Ce penchant pour la deuxième économie de la planète que dirige avec de plus en plus de fermeté et d’autoritarisme Xi Jinping, n’a en soi rien de condamnable, d’autant plus si l’on suit une ligne gaullo-mitterrandiste ou chiraquienne, c’est-à-dire que l’on défend l’idée d’une France plus autonome vis-à-vis de l’allié américain. Seulement derrière ce vernis géostratégique se cachent aussi des logiques plus personnelles, carriéristes ou affairistes. A cet égard, il est assez troublant de constater à quel point certains de nos plus éminents hommes politiques ou diplomates se sont ces dernières années fait les chantres de l’amitié franco-chinoise. Même lorsque celle-ci débouche sur des contrats léonins, du partage technologique au profit de Pékin et bien souvent sur des destructions d’emplois dans l’Hexagone.

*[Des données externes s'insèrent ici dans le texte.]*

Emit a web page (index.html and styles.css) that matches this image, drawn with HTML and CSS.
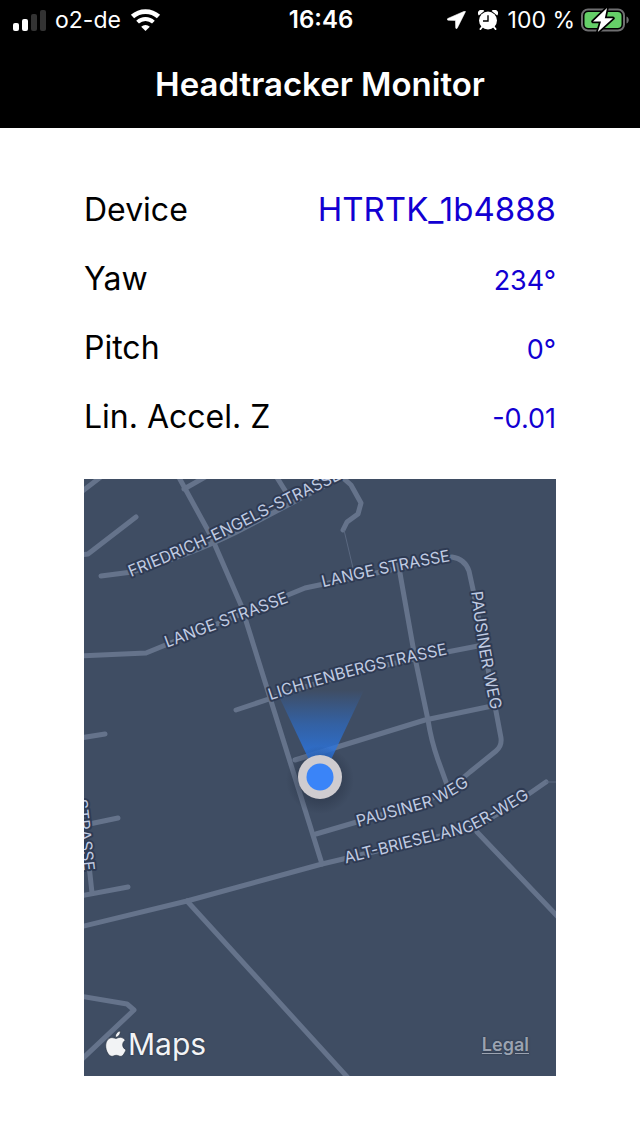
FILE: index.html
```html
<!DOCTYPE html>
<html lang="en">
<head>
<meta charset="utf-8">
<meta name="viewport" content="width=device-width, initial-scale=1">
<title>Headtracker Monitor</title>
<link rel="stylesheet" href="styles.css">
</head>
<body>
<header class="top">
  <div class="status">
    <div class="status-left">
      <svg class="signal" width="33" height="21" viewBox="0 0 33 21" aria-hidden="true">
        <rect x="0" y="13" width="6" height="8" rx="2" fill="#fff"/>
        <rect x="9" y="9" width="6" height="12" rx="2" fill="#fff"/>
        <rect x="18" y="4" width="6" height="17" rx="2" fill="#333"/>
        <rect x="27" y="0" width="6" height="21" rx="2" fill="#333"/>
      </svg>
      <span>o2-de</span>
      <svg width="32" height="22" viewBox="0 0 32 22" aria-hidden="true">
        <g fill="none" stroke="#fff">
          <path d="M2.500 7.600a19.200 19.200 0 0 1 26 0" stroke-width="4.800"/>
          <path d="M7.600 13.100a11.600 11.600 0 0 1 15.800 0" stroke-width="4"/>
        </g>
        <path d="M15.500 22l-4.300-4.300a6.200 6.200 0 0 1 8.600 0z" fill="#fff"/>
      </svg>
    </div>
    <time class="clock">16:46</time>
    <div class="status-right">
      <svg class="locate" width="19" height="18" viewBox="0 0 19 18" aria-hidden="true">
        <path d="M17.500.2L.8 7.500c-1 .5-.8 1.600.3 1.700l7.400.2.2 7.400c.1 1.100 1.200 1.200 1.600.2L18.300 1C18.600.3 18.200 0 17.500.2z" fill="#fff" stroke="#fff" stroke-width=".6"/>
      </svg>
      <svg class="alarm" width="20" height="20" viewBox="0 0 20 20" aria-hidden="true">
        <path d="M.8 5.400A3.500 3.500 0 0 1 6.300.9zM19.200 5.400A3.500 3.500 0 0 0 13.700.9z" fill="#fff"/>
        <path d="M4.500 16.500l-2 2.500M15.500 16.500l2 2.500" stroke="#fff" stroke-width="2" stroke-linecap="round"/>
        <circle cx="10" cy="10.500" r="9" fill="#fff"/>
        <path d="M10 5.200v5.800H5" fill="none" stroke="#000" stroke-width="1.400"/>
      </svg>
      <span>100 %</span>
      <svg class="battery" width="48" height="24" viewBox="0 0 48 24" aria-hidden="true">
        <rect x="1" y="1.500" width="42" height="21" rx="6" fill="none" stroke="#6e6e70" stroke-width="2"/>
        <path d="M45.500 8.500c3 1.200 3 5.800 0 7z" fill="#6e6e70"/>
        <rect x="3.500" y="4" width="37" height="16" rx="4" fill="#65cf68"/>
        <path d="M26 0L12 13.500h8L16.800 24 32 10.300h-8.200z" fill="#fff" stroke="#000" stroke-width="3.500" stroke-linejoin="round"/>
        <path d="M26 0L12 13.500h8L16.800 24 32 10.300h-8.200z" fill="#fff"/>
      </svg>
    </div>
  </div>
  <h1 class="title">Headtracker Monitor</h1>
</header>
<main class="content">
  <dl class="readings">
    <div class="row"><dt>Device</dt><dd class="device">HTRTK_1b4888</dd></div>
    <div class="row"><dt>Yaw</dt><dd>234°</dd></div>
    <div class="row"><dt>Pitch</dt><dd>0°</dd></div>
    <div class="row"><dt>Lin. Accel. Z</dt><dd>-0.01</dd></div>
  </dl>
  <section class="map" aria-label="Map">
    <svg class="streets" viewBox="84 479 472 597">
      <defs>
        <linearGradient id="beam" x1="0" y1="690" x2="0" y2="760" gradientUnits="userSpaceOnUse">
          <stop offset="0" stop-color="#2b72d8" stop-opacity="0"/>
          <stop offset=".5" stop-color="#2b6fd0" stop-opacity=".6"/>
          <stop offset="1" stop-color="#2b76e4" stop-opacity=".9"/>
        </linearGradient>
        <radialGradient id="shade">
          <stop offset=".6" stop-color="#1c2536" stop-opacity=".3"/>
          <stop offset="1" stop-color="#1c2536" stop-opacity="0"/>
        </radialGradient>
        <path id="friedrich" d="M131 577L165 563Q220 540 271 513L323 488L380 460"/>
        <path id="lange-west" d="M156 652L300 598"/>
        <path id="lange-east" d="M312 590Q380 573 462 559"/>
        <path id="lichtenberg" d="M259 704Q350 673 460 652"/>
        <path id="pausiner-north" d="M470 583Q477 650 493 719"/>
        <path id="pausiner-south" d="M346 830L430 807Q450 799 480 778"/>
        <path id="alt" d="M332 867L470 832Q500 817 542 790"/>
        <path id="west" d="M72 765L84 877"/>
      </defs>
      <g class="roads">
        <path d="M80 493L102 476M80 555L88 554L136 517M101 576L132 572Q200 552 250 525L345 475"/>
        <path d="M176 472L211 536L241 605L322 864M184 489L207 476M276 476L286 492"/>
        <path d="M80 656L146 653L305 588Q380 572 452 557Q465 559 469 571L474 594L501 738Q502 746 496 751L470 772Q450 790 425 802L316 834"/>
        <path d="M342 477L351 485L361 503L358 514L347 522L343 530"/>
        <path d="M398 562L415 658L428 720Q431 740 438 760L450 793"/>
        <path d="M236 710L275 697Q350 670 478 646M295 760L425 720L492 706"/>
        <path d="M80 738L105 734M80 826L118 818M89 865L92 893M80 896L128 887"/>
        <path d="M80 927L187 901L322 864L470 829Q495 818 546 782"/>
        <path d="M187 901L350 1080M477 832L560 919M80 996L127 1004L134 1010L80 1061"/>
      </g>
      <path class="footpath" d="M344 530L353 568M546 782H556"/>
      <g class="names">
        <text><textPath href="#friedrich">FRIEDRICH-ENGELS-STRASSE</textPath></text>
        <text class="mid"><textPath href="#lange-west" startOffset="50%">LANGE STRASSE</textPath></text>
        <text class="mid"><textPath href="#lange-east" startOffset="50%">LANGE STRASSE</textPath></text>
        <text class="mid"><textPath href="#lichtenberg" startOffset="50%">LICHTENBERGSTRASSE</textPath></text>
        <text class="mid"><textPath href="#pausiner-north" startOffset="50%">PAUSINER WEG</textPath></text>
        <text class="mid"><textPath href="#pausiner-south" startOffset="50%">PAUSINER WEG</textPath></text>
        <text class="mid"><textPath href="#alt" startOffset="50%">ALT-BRIESELANGER-WEG</textPath></text>
        <text class="end"><textPath href="#west" startOffset="107">STRASSE</textPath></text>
      </g>
      <path d="M320 783L276 690H364z" fill="url(#beam)"/>
      <circle cx="320" cy="780" r="34" fill="url(#shade)"/>
      <circle cx="320" cy="777" r="22" fill="#cfccd0"/>
      <circle cx="320" cy="777" r="13.500" fill="#3a84f8"/>
    </svg>
    <div class="credits">
      <div class="brand">
        <svg width="22" height="28" viewBox="0 0 22 27" preserveAspectRatio="none" aria-hidden="true">
          <g fill="#f2f3f5" stroke="#222c3c" stroke-width=".6">
            <path d="M15.300 1c.2 1.900-.5 3.300-1.500 4.400-.9 1-2.100 1.600-3.400 1.500-.2-1.700.6-3.100 1.500-4.100C12.900 1.700 14.100 1.100 15.300 1z"/>
            <path d="M11 8.200c1-.1 2.300-1.100 4.300-1.100 2 .1 3.900 1 5 2.700-3.900 2.500-3.300 7.500.7 9.200-1 2.700-3 6.300-5.300 6.400-1.700 0-2.400-1-4.400-1s-2.800 1-4.400 1C3.700 25.400.7 20 .7 15.300c0-4.800 3-7.900 6.300-8C8.700 7.300 10 8.200 11 8.200z"/>
          </g>
        </svg>
        <span>Maps</span>
      </div>
      <a class="legal" href="#legal">Legal</a>
    </div>
  </section>
</main>
</body>
</html>
```
FILE: styles.css
```css
* { box-sizing: border-box; }

body {
  margin: 0;
  background: #fff;
  color: #000;
  font-family: Inter, "Liberation Sans", sans-serif;
}

.top {
  background: #000;
  color: #fff;
  padding-bottom: 24px;
}

.status {
  display: grid;
  grid-template-columns: 1fr auto 1fr;
  align-items: center;
  height: 40px;
  padding: 0 11px 0 13px;
  font-size: 23px;
  line-height: 40px;
}

.status-left,
.status-right {
  display: flex;
  align-items: center;
  gap: 9px;
}

.status-right {
  justify-content: flex-end;
  gap: 6px;
}

.alarm { margin: 0 4px 0 6px; }

.clock {
  font-size: 24px;
  font-weight: 600;
}

.title {
  margin: 0;
  padding-top: 24px;
  font-size: 33px;
  font-weight: 600;
  line-height: 40px;
  text-align: center;
}

.content { padding: 62px 84px 60px; }

.readings {
  display: grid;
  gap: 29px;
  margin: 0 0 42px;
}

.row {
  display: flex;
  align-items: baseline;
  justify-content: space-between;
  font-size: 33px;
  line-height: 40px;
}

.row dt { font-size: 32px; }

.row dd {
  margin: 0;
  color: #1200d2;
  font-size: 27px;
  line-height: 32px;
}

.row .device { font-size: 33px; }

.map {
  display: grid;
  background: #3f4d63;
}

.streets,
.credits { grid-area: 1 / 1; }

.streets {
  display: block;
  width: 100%;
}

.roads {
  fill: none;
  stroke: #65738b;
  stroke-width: 5;
  stroke-linecap: round;
  stroke-linejoin: round;
}

.footpath {
  fill: none;
  stroke: #5a6880;
  stroke-width: 1;
}

.names text {
  fill: #c0cbe2;
  stroke: #2f3b53;
  stroke-width: 4;
  stroke-linejoin: round;
  paint-order: stroke;
  font-size: 16px;
}

.names .mid { text-anchor: middle; }
.names .end { text-anchor: end; }

.credits {
  display: flex;
  align-items: center;
  align-self: end;
  justify-content: space-between;
  padding: 0 27px 12px 21px;
}

.brand {
  display: flex;
  align-items: center;
  gap: 1px;
  color: #f2f3f5;
  font-size: 30px;
  line-height: 40px;
  text-shadow: 0 0 2px #222c3c;
}

.legal {
  color: #9ba3b1;
  font-size: 18px;
  font-weight: 600;
  text-underline-offset: 2px;
  text-shadow: 0 0 2px #222c3c;
}
```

Parmi ces hérauts français de l’Empire du Milieu, nous pouvons citer le cas d’Emmanuel Lenain. Chef de la direction Asie et Océanie du Quai d’Orsay (2015-2017), puis conseiller diplomatique d’Édouard Philippe à Matignon, cet énarque est depuis septembre le nouvel ambassadeur de la France en Inde. A côté de ces fonctions publiques, Emmanuel Lenain a également cofondé en 2012, lorsqu’il était consul général à Shanghai (2010-2015), la France China Foundation qui se décrit comme une « plateforme de dialogue entre les leaders français et chinois d’aujourd’hui et de demain ». Celle-ci, qui sélectionne chaque année une quarantaine de personnalités françaises et chinoises amenées à jouer un rôle dans leur pays (Emmanuel Macron ou Édouard Philippe ont par le passé figuré dans ce classement), se montre surtout particulièrement active dans l’organisation d’événements franco-chinois. Et cela s’avère pour le moins lucratif. Ainsi, contre un chèque qui peut aller de 15.000 à 50.000 euros par an, la France China Foundation, propose aux entreprises plusieurs offres, principalement des invitations à ses événements et de la mise en avant publicitaire. Cette double-casquette du diplomate a toutefois fini par faire grincer quelques dents au sein du pouvoir. Elle a même empêché Emmanuel Lenain d’être nommé ambassadeur à Pékin en septembre comme il l’espérait. « Le Quai d’Orsay a défendu auprès de l’Élysée qu’il n’était pas bon de nommer à Pékin une personne qui n’avait jamais été ambassadeur jusque-là et a pointé le mélange des genres lié à la France China Foundation » nous a précisé un cadre du ministère.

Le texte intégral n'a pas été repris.